The last step is of course the main one. Here’s an almost precise account of the proof:  Recall that the minimax theorem for zero sum games tells us that

\[\lambda_A =  \max_p \min_q p^T M q = \min_q \max_p p^T M q = \lambda_B\]

Here \(M\) is the game payoff matrix (payoffs to the row player and costs to the column player), \(p\) and \(q\) are distributions over the strategies of the players. The relation \(\max_p \min_q p^T M q \le \min_q \max_p p^T M q\) is called “weak duality”, and follows easily from reasoning. The other direction, “strong duality”, is where we need experts algorithms.

Consider a repeated game, in which the row player constructs \(p_t\) at each iteration \(t \in [T]\) according to an experts’ algorithm.
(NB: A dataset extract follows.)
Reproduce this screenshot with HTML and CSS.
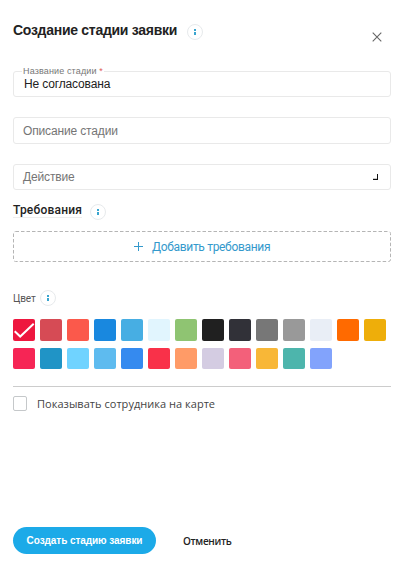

An experts algorithm guarantees the following: (this is the definition of an experts’ algorithm)

\[\frac{1}{T} \sum_t p_t^T M q_t \geq \frac{1}{T} \max_{p_*} \sum_t p_*^T M q_t  - o(1)\]

Here \(t=1,2,...,T\) are the iterations of the repeated game, \(p_t\) is the experts’ mixed strategy at time \(t\), and \(q_t\) can be anything.

Define the average distributions to be: \(\bar{p} = \frac{1}{T} \sum_t p_t\) and \(\bar{q} = \frac{1}{T} \sum_t q_t\).

We have:

\[\lambda_A = \max_p \min_q p^T M q \geq \min_q \bar{p}^T M q = \min_q \frac{1}{T} \sum_t p_t^T M q\]

By minimizing over \(q\) at each game iteration instead of minimizing over \(q\) on all game rounds, player B can only decrease his loss (and decrease player A’s profit) and hence:

\[ \min_q \bar{p}^T M q \geq \frac{1}{T} \sum_t p_t M q_t\]

where \(q_t = \arg \min_q p_t^T M q\). By the low regret property we have

\[\frac{1}{T} \sum_t p_t^T M q_t \geq \max_p \frac{1}{T} \sum_t p^T M q_t - o(1)\]

Hence: \(\frac{1}{T} \sum_t p_t M q_t \geq \max_p \frac{1}{T} \sum_t p M q_t - o(1) \geq \min_q \max_p p^T M q - o(1)\)

Overall we got:

\(\lambda_A \geq \lambda_B - o(1)\) as needed.